In the past decade, I had the chance to observe how we transferred from verbal communication to visual communication. Phone calls and brief meetings evolved into e-mails and presentations, text messages evolved into emoji, instant photos and photos with customized graphics. I think it's more about communication now, as we are trying very hard to express ourselves in the electronic world. We are globally exposed to visual communication more than ever. Eventually, this is positioning the communication designer at a very strategic point.
What specifically do you pay attention to in work and in life to be the most effective and inspired in your practice? Do you have advice for other designers on how to stay inspired?
Curiosity is my trigger. I'm craving for information and it keeps me inspired to learn. Never stop learning and never think it's too late to learn something new.
Lastly, I believe that the nature of design is interdisciplinary. Cooperative work of people from multiple fields of design is exciting in a totally different way.
Zhang graduated from Central Saint Martins Art & Design College in London, and is a member of the Architectural Association School of Architecture. He established Zhoujie Zhang Digital Lab in 2010. Zhang believes that objects in the digital world can grow and morph much like things found in nature, and he is dedicated to discovering and exploring the methods within these transformations. His work mainly focuses on the simplicity of logic, variety and unpredictability, which is based on his understanding of nature. His collections have been exhibited around the world and selected by museums as well as individual collectors. His work has appeared in mainstream media such as Wallpaper*, the New York Times, and Vogue.
Your background and philosophy doesn't echo the traditional resume of a furniture designer—how did your interest in the field begin?
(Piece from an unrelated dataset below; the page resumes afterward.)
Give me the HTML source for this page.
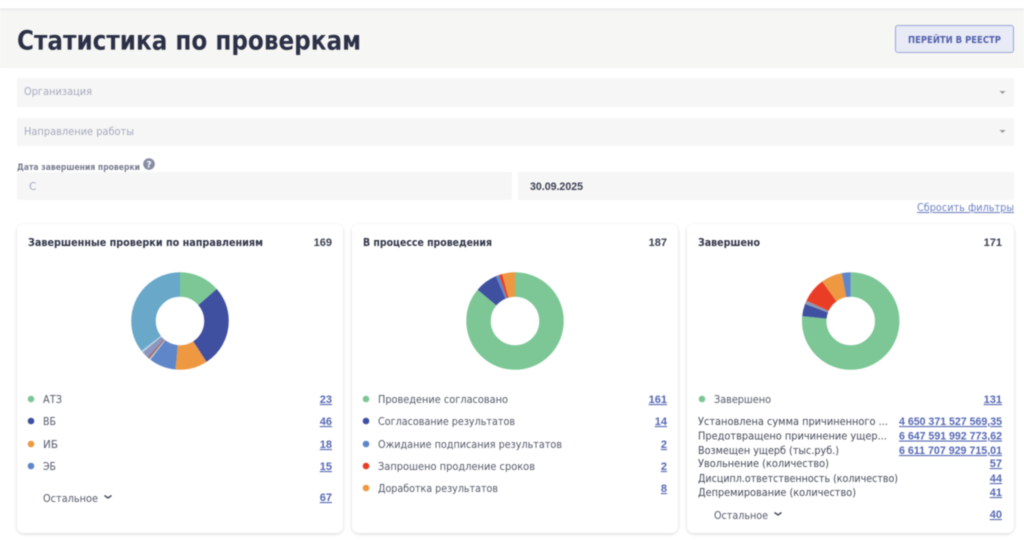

At the very beginning around 2008-2009, I was conducting lots of research around digital design and fabrication. At that time parametric and computer generated design were starting to take important roles in the field of design, so I thought this was a promising area to do tests. I thought furniture might be an appropriate field, especially the chair, in that it is the most over-designed object and easy to test new ideas on it.
That is how I began designing furniture. After 7 years, I am still doing many digital tests in this field—in addition to furniture, I'm also working in the fields of digital artwork and sculpture.
Technology allows us more than ever to produce things we have imagined in our heads. How do you think digital rendering technologies have changed the definition of this craft and the role of the designer? How has it presented new opportunities?
Rendering technologies are just a small part of digital design—it's like a 3D visual effect. Overall, I think digital technologies have changed the role of designers quite a bit, as more and more smart software is being developed for human's needs. More advanced computer-aid softwares allow designers to design increasingly complicated objects. In the near future, the AI designer might be more prevalent than any other type of designer!
So yes, I think the role of designer is changing; designers at this point need to understand digital language and work with computers. Thus, I think it is a great opportunity for new generation designers to explore digital technologies in a variety of fields such as artificial intelligence, interaction design, digital fabrication and so on.
What are you hoping to see in the entries of the Design Awards this year?
First of all, I would be most interested to see some revolutionary designs—projects presenting a different way of thinking and making that propel us into the future. I would also be happy to see some clever designs, including different ways of solving familiar problems, groundbreaking new styles, and so on.